In the latest version, the memory access sequence is greatly optimized due to the update of the neural network compiler to support 8-bit input data. As a result, not only the access to external memory is reduced by half, but also higher resolution images can be used as data input. With higher resolution images, the solution is naturally more accurate.
To further accelerate performance, Lattice optimized the convolutional layers in the sensAI neural network to reduce the time spent on convolution calculations. Lattice doubled the number of convolution engines in the device, reducing the convolution time by about 50%.
Lattice has increased the performance of sensAI without increasing power consumption, allowing designers to select lower gate count devices in the ECP5 FPGA product family. Optimized demo examples can help achieve the performance gains. For example, the people detection demo, optimized for low power operation, uses a CMOS image sensor and provides a resolution of 64 x 64 x 3 using a VGG8 network. The system runs at 5 frames per second and consumes only 7 mW using an iCE40 UltraPlus FPGA. The second performance-optimized demo, for a people counting application, also uses a CMOS image sensor and provides a resolution of 128 x 128 x 3 using a VGG8 network. The demo runs at 30 frames per second and consumes 850 mW using an ECP5-85K FPGA.

Figure 3: These reference designs show the power and performance options available with sensAI
At the same time, sensAI provides a seamless design experience for users, supporting more neural network models and machine learning frameworks, thereby shortening design cycles. New customizable reference designs simplify the development of common edge solutions such as object counting and presence detection, while a growing ecosystem of design partners is providing important design services. With these, Lattice provides developers with all the key tools they need to replicate or adapt their designs. For example, the following block diagram shows the comprehensive set of components provided by Lattice, including training models, training datasets, training scripts, updated neural network IP and neural network compilers.
.

Figure 4: The sensAI design flow includes industry-leading machine learning frameworks, training data and scripts, neural network IP and other resources necessary to design and train edge AI devices
Lattice has also expanded its support for machine learning frameworks to provide a seamless user experience. The initial version of sensAI supports Caffe and TensorFlow, and the latest version adds support for Keras, an open source neural network written in Python that can run on TensorFlow, Microsoft Cognition Toolkit or Theano. Keras is designed to help engineers quickly implement deep neural networks. It can provide a user-friendly, modular and extensible environment to accelerate prototyping. Keras was originally conceived as an interface rather than a standalone machine learning framework. Its high level of abstraction allows developers to accelerate the development of deep learning models.
To further simplify use, Lattice has updated the sensAI neural network compiler tool, which automatically selects the most accurate fractional digits when converting machine learning models to firmware files. The sensAI update also adds a hardware debugging tool that allows users to read and write at each layer of the neural network. After software simulation, engineers also need to know how their network performs on actual hardware. Using this tool, engineers can see the results of hardware operation in just a few minutes.
In addition, the latest version of sensAI has been supported by a growing number of companies who provide Lattice with design services and product development skills optimized for low-power, always-on network edge devices. These companies help customers build network edge AI devices by seamlessly updating existing designs or developing complete solutions for specific applications.
sensAI Design Cases
This new, higher-performance solution from Lattice can be used in the following four different accelerator design cases. In the first design case (Figure 5), design engineers use sensAI to build a solution for standalone operation mode. This system architecture allows designers to develop an integrated, always-on, low-latency, and highly secure solution on a Lattice iCE40 UltraPlus or ECP5 FPGA, where FPGA resources can be used for system control. A typical application is the use of standalone sensors for people detection and counting.

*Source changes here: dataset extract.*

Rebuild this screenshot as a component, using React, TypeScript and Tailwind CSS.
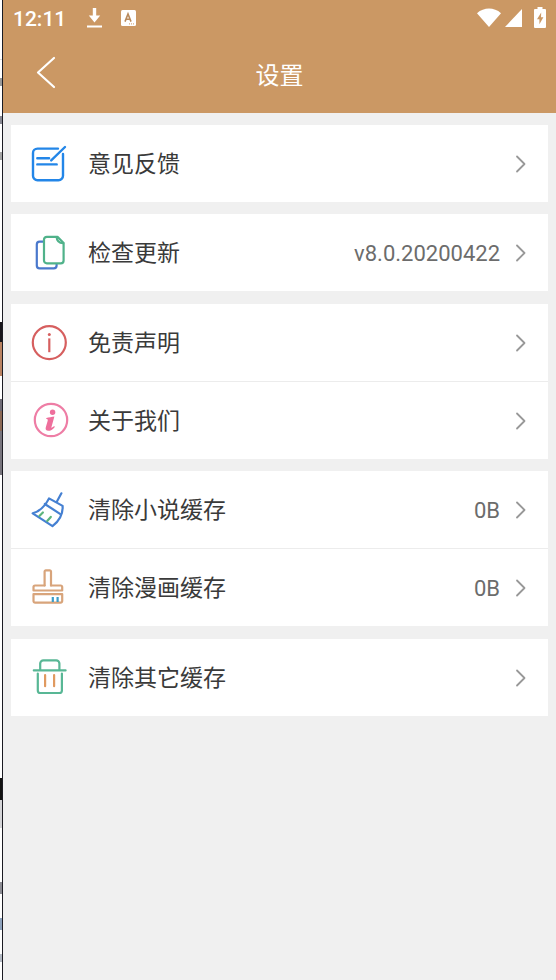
import type { ReactNode } from 'react'

interface SettingItem {
  label: string
  icon: ReactNode
  value?: string
}

function IconBox({ children }: { children: ReactNode }) {
  return (
    <svg
      className="w-[41px] h-[41px] shrink-0"
      viewBox="0 0 41 41"
      fill="none"
      strokeWidth="2.2"
      strokeLinecap="round"
      strokeLinejoin="round"
      aria-hidden="true"
    >
      {children}
    </svg>
  )
}

const feedbackIcon = (
  <IconBox>
    <g stroke="#2386e8" strokeWidth="2.4">
      <path d="M29 5.6H8.5a4.5 4.5 0 0 0-4.5 4.5v22.6a4.5 4.5 0 0 0 4.5 4.5h21a4.5 4.5 0 0 0 4.5-4.5V11" />
      <path d="M36 4 22.2 17.4M8.3 15.3h11.8M8.3 21.4h19.4" />
    </g>
  </IconBox>
)

const updateIcon = (
  <IconBox>
    <path stroke="#4a78cc" d="M14 9.6h-3.4a2.8 2.8 0 0 0-2.8 2.8v21.2a2.8 2.8 0 0 0 2.8 2.8h14.2a2.8 2.8 0 0 0 2.8-2.8v-1" />
    <path stroke="#50b28a" d="M17.8 4.8h10.7l6.1 6.2v17.6a2.8 2.8 0 0 1-2.8 2.8h-14a2.8 2.8 0 0 1-2.8-2.8v-21a2.8 2.8 0 0 1 2.8-2.8z" />
    <path stroke="#50b28a" d="M27.6 5c.2 3.9 2.3 6 6.6 6.2" />
  </IconBox>
)

const disclaimerIcon = (
  <IconBox>
    <circle cx="20.3" cy="20.6" r="16.5" stroke="#d65f5f" />
    <circle cx="20.3" cy="12.4" r="1.5" fill="#d65f5f" />
    <path stroke="#d65f5f" strokeLinecap="butt" d="M20.3 16.4v13.8" />
  </IconBox>
)

const aboutIcon = (
  <IconBox>
    <circle cx="22" cy="20" r="16.2" stroke="#ee7da5" />
    <circle cx="23.6" cy="12.2" r="2.7" fill="#ee6f9c" />
    <path
      fill="#ee6f9c"
      d="M17.4 17.9c2.4-.2 5.2-.9 8-1.3l-3 10.6c-.2.9.5.8 2.8-1.1l.6.8c-2 2.6-4.4 3.9-6.5 3.9-2.3 0-3.1-1.5-2.5-3.5l1.9-6.6c.3-1.2-.1-1.5-1.5-1.6z"
    />
  </IconBox>
)

const novelCacheIcon = (
  <IconBox>
    <g stroke="#4580d2">
      <path d="M32.4 4.3l-4.6 8.4M20 9.4l13.6 7.5c.5 7.8-3.4 15.1-10.1 20.3L3.7 24.4C11.2 22.2 16.2 17 20 9.4z" />
      <path d="M15.8 15 31 24.8" />
    </g>
    <path stroke="#5db57c" d="M10.4 27l3.5-3.5M18.2 32l3.6-4.1" />
  </IconBox>
)

const comicCacheIcon = (
  <IconBox>
    <g stroke="#d8a47b">
      <path d="M15.6 18.4V4.6a1.2 1.2 0 0 1 1.2-1.2h4.1A1.2 1.2 0 0 1 22 4.6v13.8" />
      <path d="M15.6 18.5H6a1.5 1.5 0 0 0-1.5 1.5v3.5h28.7V20a1.5 1.5 0 0 0-1.5-1.5H22" />
      <path d="M4.5 27.1h28.7v7a1.6 1.6 0 0 1-1.6 1.6H6.1a1.6 1.6 0 0 1-1.6-1.6z" />
    </g>
    <path stroke="#3c9cc8" strokeLinecap="butt" d="M23.8 30v5M28.6 30v5" />
  </IconBox>
)

const otherCacheIcon = (
  <IconBox>
    <g stroke="#58b795">
      <path d="M11.2 13V6.6A3.2 3.2 0 0 1 14.4 3.4h12.8a3.2 3.2 0 0 1 3.2 3.2V13" />
      <path d="M4.8 13.4h31.8M8.8 16.6v16.8a2.6 2.6 0 0 0 2.6 2.6h18.9a2.6 2.6 0 0 0 2.6-2.6V16.6" />
    </g>
    <path stroke="#e09a60" d="M16.1 18v11.2M25.1 18v11.2" />
  </IconBox>
)

const groups: SettingItem[][] = [
  [{ label: '意见反馈', icon: feedbackIcon }],
  [{ label: '检查更新', icon: updateIcon, value: 'v8.0.20200422' }],
  [
    { label: '免责声明', icon: disclaimerIcon },
    { label: '关于我们', icon: aboutIcon },
  ],
  [
    { label: '清除小说缓存', icon: novelCacheIcon, value: '0B' },
    { label: '清除漫画缓存', icon: comicCacheIcon, value: '0B' },
  ],
  [{ label: '清除其它缓存', icon: otherCacheIcon }],
]

function StatusBar() {
  return (
    <div className="h-9 px-[10px] flex items-center text-white">
      <span className="pt-0.5 text-[21px] leading-8 font-medium">12:11</span>
      <svg className="ml-5 w-[17px] h-5" viewBox="0 0 17 20" fill="currentColor" aria-hidden="true">
        <path d="M6.8 0h3.4v7.5h4L8.5 14.5l-5.7-7h4zM1 17.4h15v2H1z" />
      </svg>
      <svg className="ml-[18px] w-[15px] h-4" viewBox="0 0 15 16" aria-hidden="true">
        <rect width="15" height="16" rx="1.5" fill="#fff" />
        <path d="M4 11.6 7 4l3 7.6M5 9.3h4" fill="none" stroke="#b98a5c" strokeWidth="1.6" />
        <path d="M8 13.9h5" stroke="#cb9864" strokeWidth="1" strokeDasharray="1 1" />
      </svg>
      <div className="ml-auto flex items-center">
        <svg className="w-6 h-5" viewBox="0 0 24 20" fill="currentColor" aria-hidden="true">
          <path d="M0 5.2C7-1 17-1 24 5.2L12 19z" />
        </svg>
        <svg className="ml-1 w-[17px] h-[18px]" viewBox="0 0 17 18" fill="currentColor" aria-hidden="true">
          <path d="M17 0v18H0z" />
        </svg>
        <svg className="ml-3 mb-0.5 w-3 h-[21px]" viewBox="0 0 12 21" aria-hidden="true">
          <path d="M3.5 0h5v2H11a1 1 0 0 1 1 1v17a1 1 0 0 1-1 1H1a1 1 0 0 1-1-1V3a1 1 0 0 1 1-1h2.5z" fill="#fff" />
          <path d="M7.2 5.5 3 12.2h2.4v5l4-6.9H7z" fill="#cb9864" />
        </svg>
      </div>
    </div>
  )
}

function Header() {
  return (
    <header className="bg-[#cb9864]">
      <StatusBar />
      <div className="h-[77px] grid grid-cols-[80px_1fr_80px] items-center text-white">
        <button type="button" aria-label="返回" className="h-full pl-8 pb-1.5 flex items-center">
          <svg
            className="w-[22px] h-[34px]"
            viewBox="0 0 22 34"
            fill="none"
            stroke="currentColor"
            strokeWidth="2.2"
            strokeLinecap="round"
            strokeLinejoin="round"
          >
            <path d="M19 3 3 17.5 19 32" />
          </svg>
        </button>
        <h1 className="pt-0.5 text-center text-2xl font-normal">设置</h1>
      </div>
    </header>
  )
}

function SettingRow({ label, icon, value }: SettingItem) {
  return (
    <button type="button" className="w-full h-[77px] pl-[18px] pr-[21px] flex items-center text-left">
      {icon}
      <span className="ml-[18px] pt-0.5 text-[23px] leading-8 text-[#3a3a3a]">{label}</span>
      <span className="ml-auto pt-0.5 text-[22px] leading-8 text-[#6c6c6c]">{value}</span>
      <svg
        className="ml-[15px] w-3 h-5 shrink-0"
        viewBox="0 0 12 20"
        fill="none"
        stroke="#989898"
        strokeWidth="1.8"
        strokeLinecap="round"
        strokeLinejoin="round"
        aria-hidden="true"
      >
        <path d="M2 2.5 9.5 10 2 17.5" />
      </svg>
    </button>
  )
}

// Sliver of the page underneath, visible at the left edge
function PageEdge() {
  return (
    <div className="w-[3px] shrink-0 bg-white border-r border-[#1b1b22]" aria-hidden="true">
      <div className="mt-[59px] h-px bg-[#dddddd]" />
      <div className="mt-[18px] h-2 bg-[#9a9a9a]" />
      <div className="mt-[30px] h-2 bg-[#8a8a94]" />
      <div className="mt-7 h-2 bg-[#a5a5a5]" />
      <div className="mt-[162px] h-5 bg-[#17151a]" />
      <div className="h-[34px] bg-[#b98261]" />
      <div className="mt-[23px] h-3 bg-[#6e6a74]" />
      <div className="h-5 bg-[#8b6955]" />
      <div className="h-11 bg-[#77747c]" />
      <div className="mt-[303px] h-[22px] bg-[#111111]" />
      <div className="h-7 bg-[#d5d5d8]" />
      <div className="mt-[54px] h-3 bg-[#8d8d94]" />
      <div className="mt-6 h-3 bg-[#8fa3bd]" />
      <div className="mt-6 h-2 bg-[#b4bac4]" />
    </div>
  )
}

export default function App() {
  return (
    <div className="min-h-screen flex bg-[#f0f0f0] font-[Roboto,'Noto_Sans_CJK_SC',sans-serif]">
      <PageEdge />
      <div className="flex-1 min-w-0">
        <Header />
        <main className="px-2 pt-3">
          {groups.map((items) => (
            <section key={items[0].label} className="bg-white divide-y divide-[#ececec] odd:mb-3 even:mb-[13px]">
              {items.map((item) => (
                <div key={item.label}>
                  <SettingRow {...item} />
                </div>
              ))}
            </section>
          ))}
        </main>
      </div>
    </div>
  )
}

Figure 5: sensAI as a standalone edge AI processing solution
Designers also used sensAI to develop two different types of pre-processing solutions. In the first case (Figure 6), designers used Lattice sensAI and a low-power iCE40 UltraPlus FPGA to pre-process sensor data, thereby minimizing the cost of transmitting data to the SoC or cloud for analysis. For example, if used in a smart doorbell, sensAI will initially read the data from the image sensor. If it is determined not to be a person, such as a cat, the system will not wake up the SoC or connect to the cloud for further processing. Therefore, this approach can minimize data transmission costs and power consumption. If the pre-processing system determines that the object at the door is a person, it wakes up the SoC for further processing. This can significantly reduce the amount of data that the system needs to process while reducing power requirements, which is critical for always-on edge network applications.

Figure 6: In this case, sensAI pre-processes sensor data to determine whether the data needs to be sent to the SoC for further processing
In the second pre-processing application, designers can use the ECP5 FPGA to accelerate the neural network (Figure 7). In this case, designers use the flexibility of the ECP5 IO to connect a variety of existing on-board devices (such as sensors) to a low-end MCU for highly flexible system control.
Figure 7: The second system architecture also uses pre-processing, and designers can use ECP5 and sensAI to pre-process sensor data to enhance the overall performance of the neural network
Designers can also use sensAI accelerators in post-processing systems (Figure 8). More and more design cases show that many companies have developed proven MCU-based solutions, but they want to add some AI capabilities without replacing components or redesigning. However, in some cases, their MCU performance is relatively insufficient. A typical example is a smart industrial or smart home application that requires image filtering before analysis. Designers can add another MCU here and go through a time-consuming design verification process, or they can add an accelerator between the MCU and the data center for post-processing, minimizing the amount of data sent to the cloud. This approach is particularly attractive to IoT device developers who want to add AI capabilities.
Figure 8: This MCU-based design is enhanced with sensAI to enable existing designs to support edge AI capabilities
Conclusion
It is clear that the next few years will be a critical period for the development of the market for always-on edge smart devices. As applications become more complex, designers will need tools that can support higher performance at low power. The latest version of Lattice sensAI technology, combined with ECP5 and iCE40 UltraPlus FPGAs, will provide designers with hardware platforms, IP, software tools, reference designs, and design services to help them beat their competitors and quickly develop successful solutions.